When to Keep It Simple
Not everyone needs a trust or multi‑entity maze. If your goals are basic—hold two currencies, invest in global ETFs, make a few international transfers—don’t over‑engineer. A straightforward custody account with advisory support and a clear tax plan often beats complex structures that create admin drag and audit exposure.
Monitoring and Staying Compliant
- Reconfirm tax residence annually with your advisor, especially if you travel or relocate.
- Keep copies of key documents (contracts, statements, tax filings) for at least 7–10 years.
- Review fee reports and portfolio turnover annually; compare actual costs vs. what you negotiated.

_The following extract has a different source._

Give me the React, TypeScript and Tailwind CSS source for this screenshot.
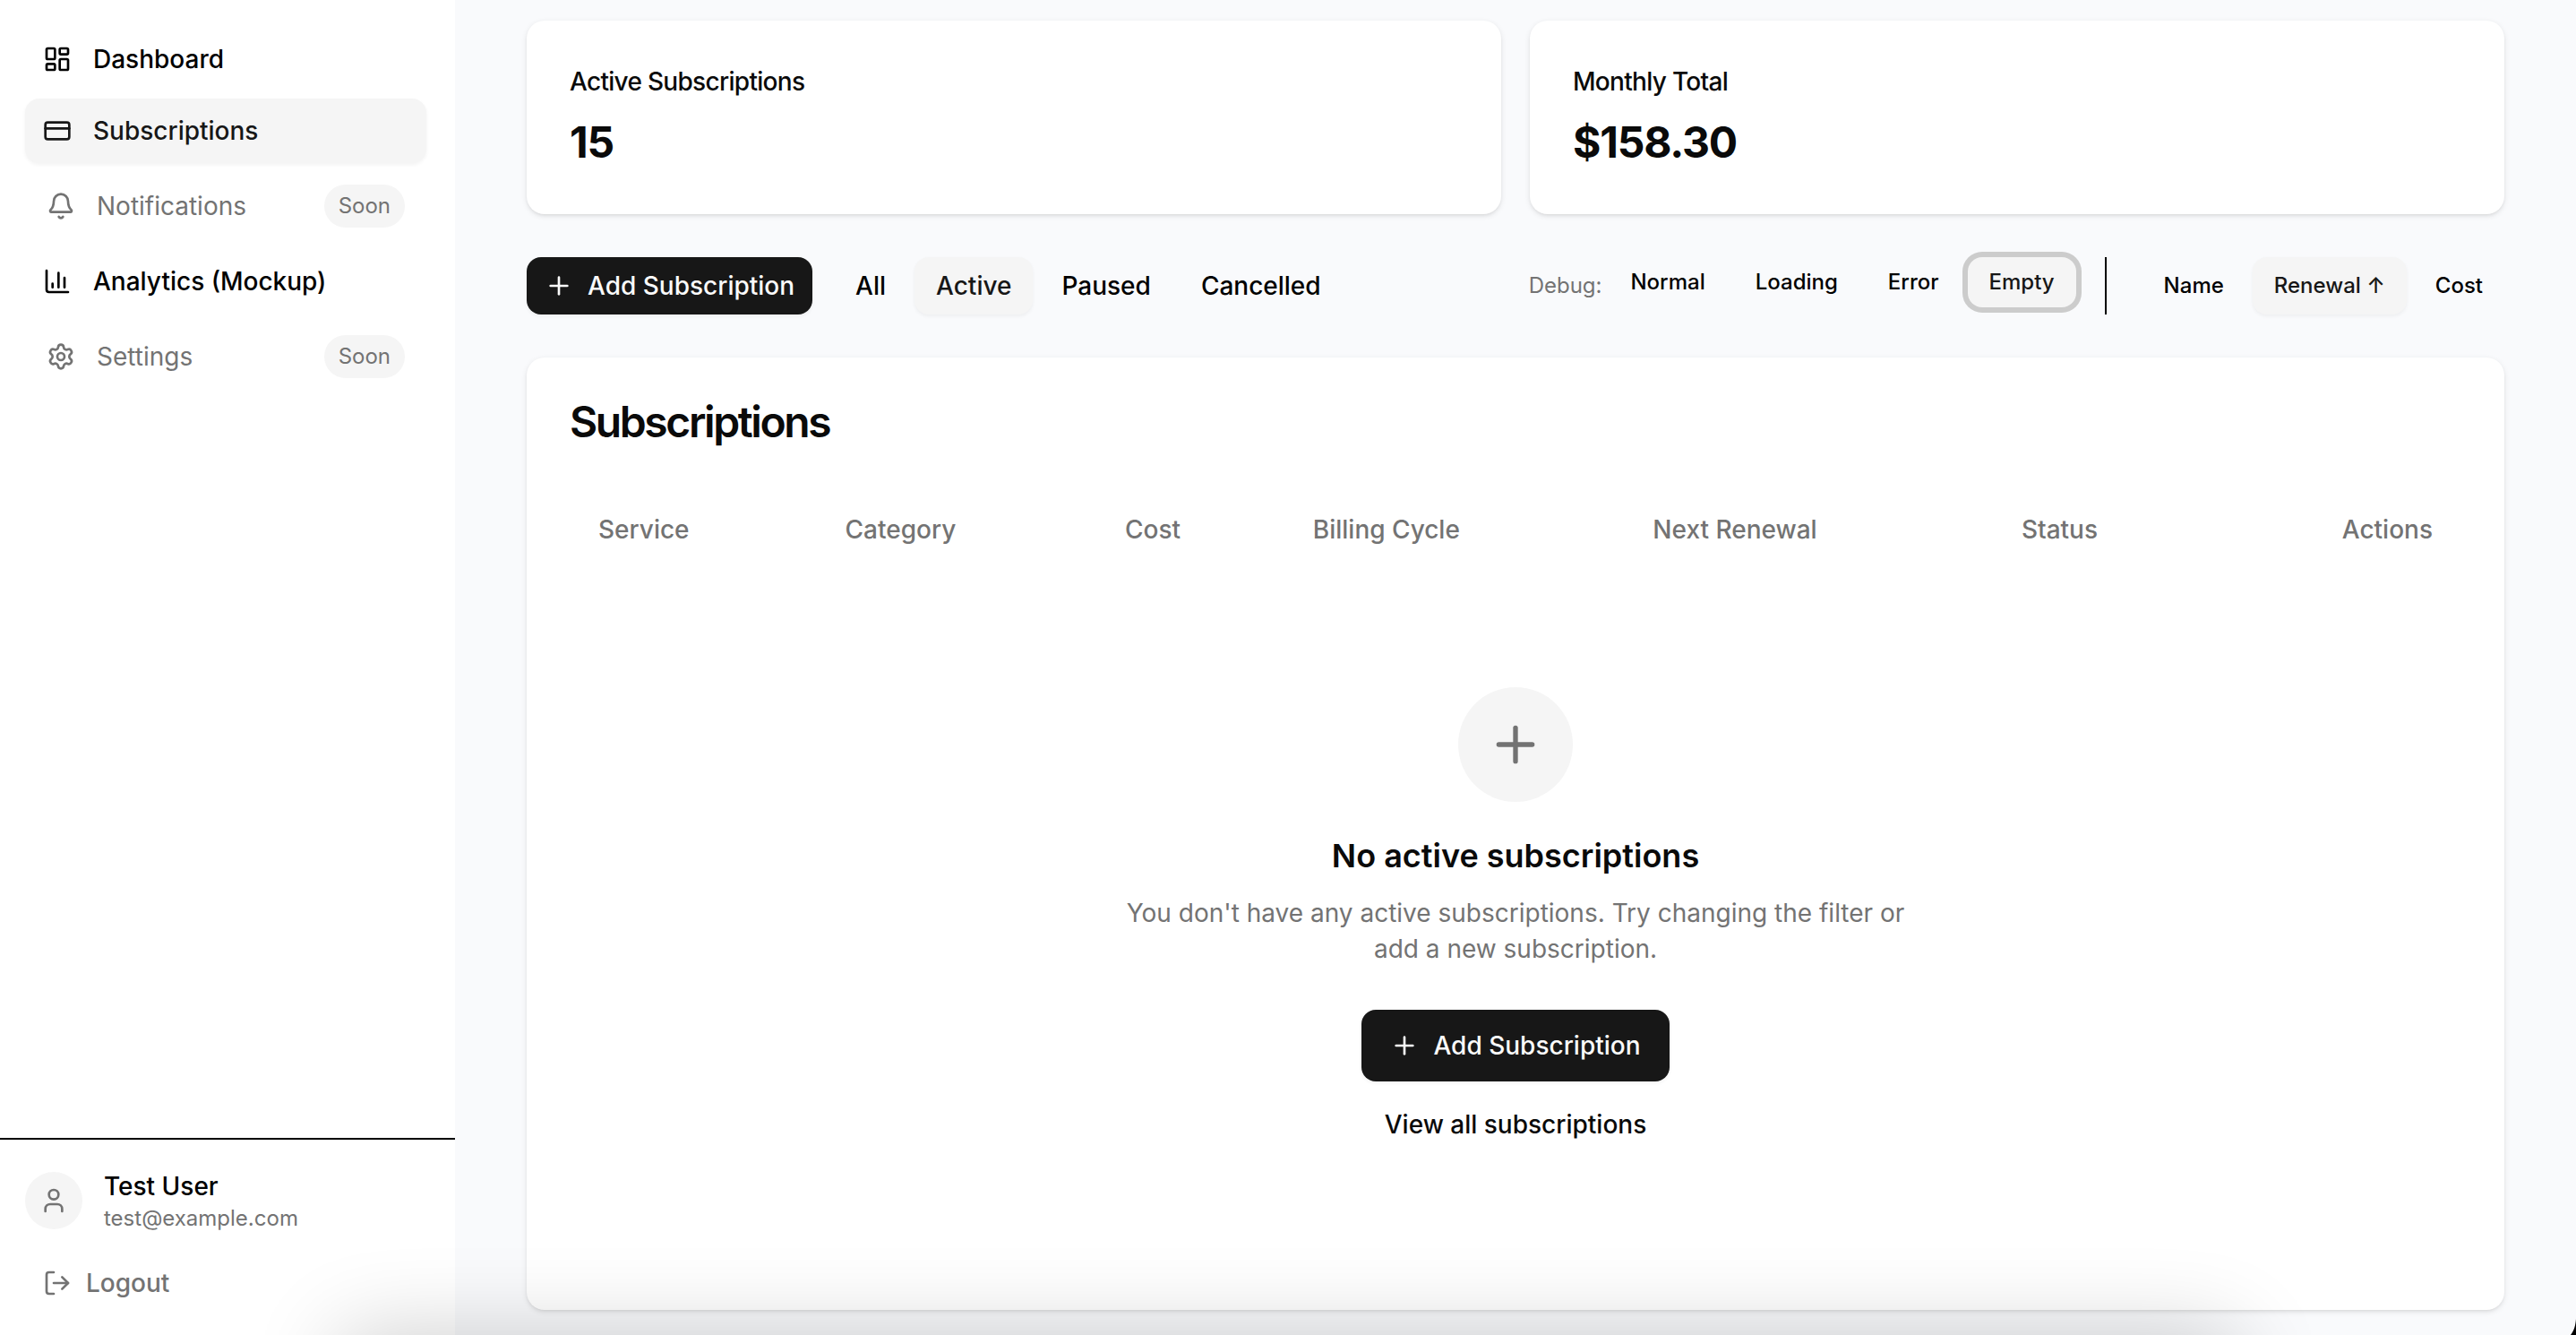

- Revisit your IPS when major life events happen: business sale, relocation, inheritance, or a large property purchase.
Key Takeaways
- Offshore private banking today is about compliance, clarity, and convenience—not secrecy.
- The value comes from diversification, better cross‑border tools, and professional support, especially for globally mobile clients and business owners.
- Choose jurisdiction and bank methodically: regulation, stability, product access, and service quality matter more than glossy brochures.
- Document your wealth thoroughly. A coherent source-of-wealth story with evidence is the fast track to approval.
- Match currencies to spending, manage fees, and align investments with your tax profile.
- Build redundancy: more than one currency, and when large sums are involved, more than one banking relationship.
- Keep it simple unless complexity solves a real problem. A clean, well-documented setup with a strong RM will carry you much further than a flashy structure you can’t explain.
If you approach offshore private banking with clear goals and careful documentation, it becomes a practical tool—one that can make global living, investing, and planning far less stressful.